EDWARDS 5 (3/2) had a quiet match, and got the run-around a bit, restricting his forward play; SONKO 5 (2/3) had some scary moments, but got away with them in the main, as comedy legend defenders usually do, although he doesn’t look like a captain; SMITH 6 (3/3) put in an encouraging display, but will need to work on the partnership with Sonko; and CRESSWELL 6 (3/3) did well under a lot of pressure.

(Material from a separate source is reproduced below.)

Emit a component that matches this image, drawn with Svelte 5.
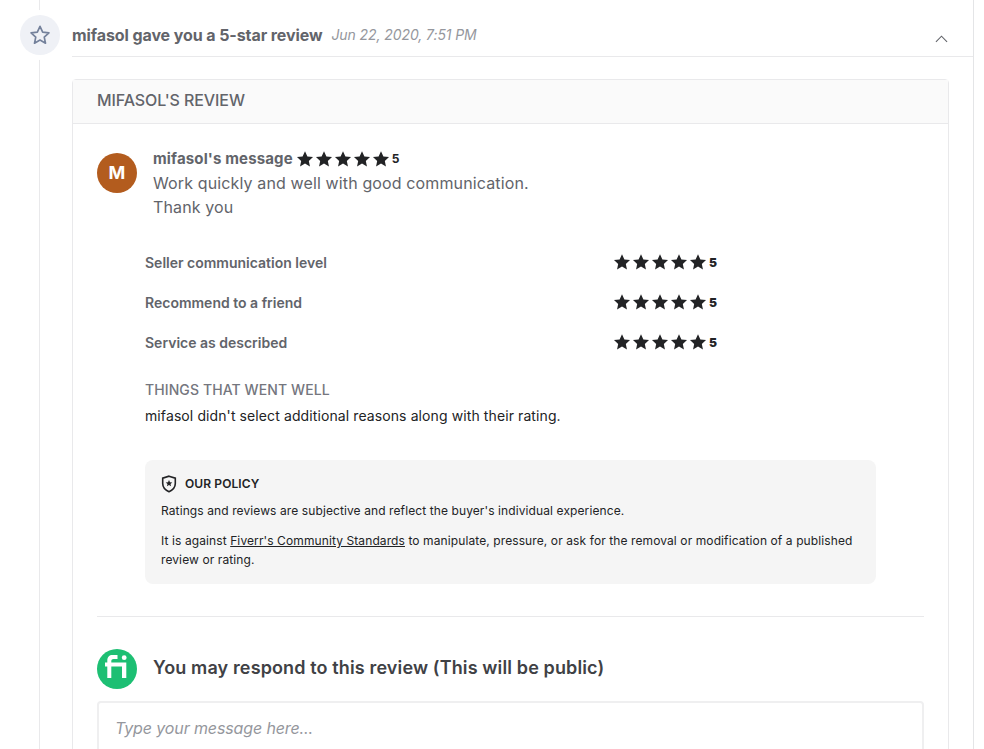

HYAM 7 (4/3) did his unglamorous job with dedication and concentration, just as he did when first given a chance, and you wonder what might have been had he not spent the last year or more in the wilderness; DRURY 7 (4/3) worked just as hard, and completed a midfield pairing which made the regulars in those positions look very ordinary; and CARSON 7 (4/3) got his head down and played his part with commitment and skill.

MARTIN 7 (4/3) had another excellent game, making loads of openings and keeping involved throughout; EMMANUEL-THOMAS 7 (3/4) would probably have been a clear man-of-the match if he’d been allowed to continue in his first-half role throughout, instead of being pushed right out to the wing and marginalised; at times, his touches and skill were breathtaking, and you felt that eventually one of his dazzling runs would end up with him finding himself right in front of the goal; and although SCOTLAND 6 (4/2) wasn’t the deadly finishing touch we needed, he certainly gave it his all.

Substitutes: PRISKIN wasn’t particularly impressive, and BULLARD couldn’t really add anything to what had gone before.